What to work on
Quote the listing below in full and exactly as written, but omit every picture.
:: Information supplied ::
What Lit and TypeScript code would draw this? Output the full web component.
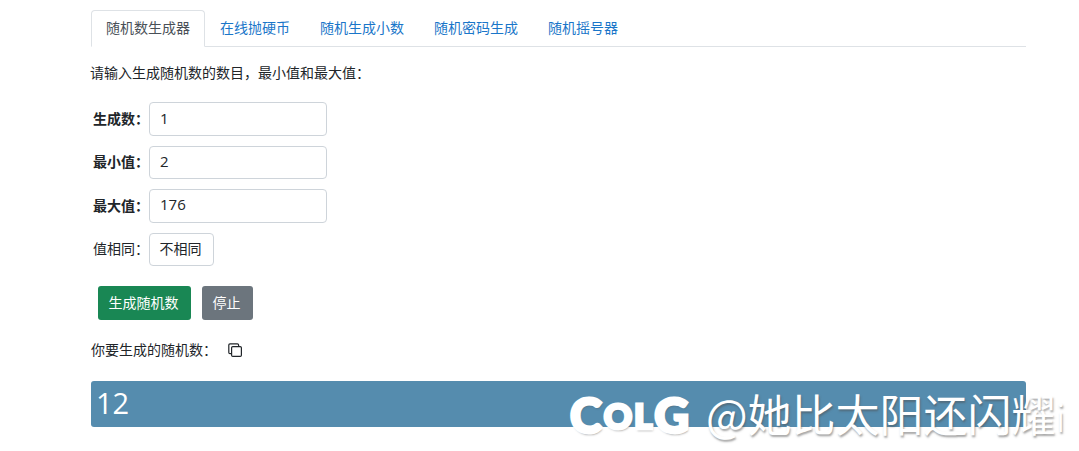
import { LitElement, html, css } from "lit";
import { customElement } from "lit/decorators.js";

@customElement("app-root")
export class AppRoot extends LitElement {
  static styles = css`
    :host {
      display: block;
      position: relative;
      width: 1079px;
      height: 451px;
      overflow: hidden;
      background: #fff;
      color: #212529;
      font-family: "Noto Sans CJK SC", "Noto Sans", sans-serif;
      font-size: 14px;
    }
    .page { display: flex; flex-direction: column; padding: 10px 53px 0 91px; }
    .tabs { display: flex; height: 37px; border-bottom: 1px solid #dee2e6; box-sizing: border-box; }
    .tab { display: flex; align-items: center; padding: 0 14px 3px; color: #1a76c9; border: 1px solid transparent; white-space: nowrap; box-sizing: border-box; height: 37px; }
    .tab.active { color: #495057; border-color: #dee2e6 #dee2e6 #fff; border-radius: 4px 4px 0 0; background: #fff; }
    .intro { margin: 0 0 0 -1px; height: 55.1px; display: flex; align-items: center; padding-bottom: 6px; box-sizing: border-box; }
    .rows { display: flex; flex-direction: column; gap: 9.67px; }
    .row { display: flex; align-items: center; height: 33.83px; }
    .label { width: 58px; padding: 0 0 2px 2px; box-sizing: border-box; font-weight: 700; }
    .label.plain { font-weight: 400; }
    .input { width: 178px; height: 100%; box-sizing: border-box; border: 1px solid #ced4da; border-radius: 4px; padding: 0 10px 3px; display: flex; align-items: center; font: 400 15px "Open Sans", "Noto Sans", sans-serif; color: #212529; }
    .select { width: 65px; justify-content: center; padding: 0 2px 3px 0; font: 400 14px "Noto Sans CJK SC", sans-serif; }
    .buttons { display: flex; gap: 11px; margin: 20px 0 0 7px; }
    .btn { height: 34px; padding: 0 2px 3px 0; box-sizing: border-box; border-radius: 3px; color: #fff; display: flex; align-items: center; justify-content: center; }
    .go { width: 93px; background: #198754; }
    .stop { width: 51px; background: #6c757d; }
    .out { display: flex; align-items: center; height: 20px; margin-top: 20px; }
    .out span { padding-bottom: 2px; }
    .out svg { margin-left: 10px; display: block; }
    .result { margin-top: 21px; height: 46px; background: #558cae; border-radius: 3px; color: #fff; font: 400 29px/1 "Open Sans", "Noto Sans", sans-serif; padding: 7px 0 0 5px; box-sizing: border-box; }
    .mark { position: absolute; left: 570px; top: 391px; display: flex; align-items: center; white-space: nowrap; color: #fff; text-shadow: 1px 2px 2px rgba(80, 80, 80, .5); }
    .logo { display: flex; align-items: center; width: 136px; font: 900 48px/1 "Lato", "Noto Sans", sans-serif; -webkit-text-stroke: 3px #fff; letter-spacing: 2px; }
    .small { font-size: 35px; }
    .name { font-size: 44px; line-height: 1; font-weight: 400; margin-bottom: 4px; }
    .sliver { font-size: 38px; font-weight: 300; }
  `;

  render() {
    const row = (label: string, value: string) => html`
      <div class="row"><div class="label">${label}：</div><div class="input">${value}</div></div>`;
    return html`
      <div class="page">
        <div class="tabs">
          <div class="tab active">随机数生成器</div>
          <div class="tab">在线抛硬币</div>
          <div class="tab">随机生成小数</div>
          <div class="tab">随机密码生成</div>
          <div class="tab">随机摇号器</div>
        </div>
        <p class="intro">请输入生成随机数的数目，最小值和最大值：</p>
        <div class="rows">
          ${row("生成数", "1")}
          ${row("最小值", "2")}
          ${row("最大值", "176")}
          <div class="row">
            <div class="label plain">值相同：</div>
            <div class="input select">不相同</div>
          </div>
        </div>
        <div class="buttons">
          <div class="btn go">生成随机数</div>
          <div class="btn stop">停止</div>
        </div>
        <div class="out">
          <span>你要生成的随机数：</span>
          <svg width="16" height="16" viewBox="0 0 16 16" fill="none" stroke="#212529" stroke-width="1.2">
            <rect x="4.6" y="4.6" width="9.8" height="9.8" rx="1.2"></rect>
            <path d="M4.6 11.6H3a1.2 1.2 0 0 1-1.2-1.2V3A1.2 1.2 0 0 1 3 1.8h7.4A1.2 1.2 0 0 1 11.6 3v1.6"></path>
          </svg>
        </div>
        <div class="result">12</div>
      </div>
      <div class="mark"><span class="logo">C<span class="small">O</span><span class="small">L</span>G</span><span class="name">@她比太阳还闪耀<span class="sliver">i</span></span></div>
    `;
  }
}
:::
Output of the task
What Lit and TypeScript code would draw this? Output the full web component.
import { LitElement, html, css } from "lit";
import { customElement } from "lit/decorators.js";

@customElement("app-root")
export class AppRoot extends LitElement {
  static styles = css`
    :host {
      display: block;
      position: relative;
      width: 1079px;
      height: 451px;
      overflow: hidden;
      background: #fff;
      color: #212529;
      font-family: "Noto Sans CJK SC", "Noto Sans", sans-serif;
      font-size: 14px;
    }
    .page { display: flex; flex-direction: column; padding: 10px 53px 0 91px; }
    .tabs { display: flex; height: 37px; border-bottom: 1px solid #dee2e6; box-sizing: border-box; }
    .tab { display: flex; align-items: center; padding: 0 14px 3px; color: #1a76c9; border: 1px solid transparent; white-space: nowrap; box-sizing: border-box; height: 37px; }
    .tab.active { color: #495057; border-color: #dee2e6 #dee2e6 #fff; border-radius: 4px 4px 0 0; background: #fff; }
    .intro { margin: 0 0 0 -1px; height: 55.1px; display: flex; align-items: center; padding-bottom: 6px; box-sizing: border-box; }
    .rows { display: flex; flex-direction: column; gap: 9.67px; }
    .row { display: flex; align-items: center; height: 33.83px; }
    .label { width: 58px; padding: 0 0 2px 2px; box-sizing: border-box; font-weight: 700; }
    .label.plain { font-weight: 400; }
    .input { width: 178px; height: 100%; box-sizing: border-box; border: 1px solid #ced4da; border-radius: 4px; padding: 0 10px 3px; display: flex; align-items: center; font: 400 15px "Open Sans", "Noto Sans", sans-serif; color: #212529; }
    .select { width: 65px; justify-content: center; padding: 0 2px 3px 0; font: 400 14px "Noto Sans CJK SC", sans-serif; }
    .buttons { display: flex; gap: 11px; margin: 20px 0 0 7px; }
    .btn { height: 34px; padding: 0 2px 3px 0; box-sizing: border-box; border-radius: 3px; color: #fff; display: flex; align-items: center; justify-content: center; }
    .go { width: 93px; background: #198754; }
    .stop { width: 51px; background: #6c757d; }
    .out { display: flex; align-items: center; height: 20px; margin-top: 20px; }
    .out span { padding-bottom: 2px; }
    .out svg { margin-left: 10px; display: block; }
    .result { margin-top: 21px; height: 46px; background: #558cae; border-radius: 3px; color: #fff; font: 400 29px/1 "Open Sans", "Noto Sans", sans-serif; padding: 7px 0 0 5px; box-sizing: border-box; }
    .mark { position: absolute; left: 570px; top: 391px; display: flex; align-items: center; white-space: nowrap; color: #fff; text-shadow: 1px 2px 2px rgba(80, 80, 80, .5); }
    .logo { display: flex; align-items: center; width: 136px; font: 900 48px/1 "Lato", "Noto Sans", sans-serif; -webkit-text-stroke: 3px #fff; letter-spacing: 2px; }
    .small { font-size: 35px; }
    .name { font-size: 44px; line-height: 1; font-weight: 400; margin-bottom: 4px; }
    .sliver { font-size: 38px; font-weight: 300; }
  `;

  render() {
    const row = (label: string, value: string) => html`
      <div class="row"><div class="label">${label}：</div><div class="input">${value}</div></div>`;
    return html`
      <div class="page">
        <div class="tabs">
          <div class="tab active">随机数生成器</div>
          <div class="tab">在线抛硬币</div>
          <div class="tab">随机生成小数</div>
          <div class="tab">随机密码生成</div>
          <div class="tab">随机摇号器</div>
        </div>
        <p class="intro">请输入生成随机数的数目，最小值和最大值：</p>
        <div class="rows">
          ${row("生成数", "1")}
          ${row("最小值", "2")}
          ${row("最大值", "176")}
          <div class="row">
            <div class="label plain">值相同：</div>
            <div class="input select">不相同</div>
          </div>
        </div>
        <div class="buttons">
          <div class="btn go">生成随机数</div>
          <div class="btn stop">停止</div>
        </div>
        <div class="out">
          <span>你要生成的随机数：</span>
          <svg width="16" height="16" viewBox="0 0 16 16" fill="none" stroke="#212529" stroke-width="1.2">
            <rect x="4.6" y="4.6" width="9.8" height="9.8" rx="1.2"></rect>
            <path d="M4.6 11.6H3a1.2 1.2 0 0 1-1.2-1.2V3A1.2 1.2 0 0 1 3 1.8h7.4A1.2 1.2 0 0 1 11.6 3v1.6"></path>
          </svg>
        </div>
        <div class="result">12</div>
      </div>
      <div class="mark"><span class="logo">C<span class="small">O</span><span class="small">L</span>G</span><span class="name">@她比太阳还闪耀<span class="sliver">i</span></span></div>
    `;
  }
}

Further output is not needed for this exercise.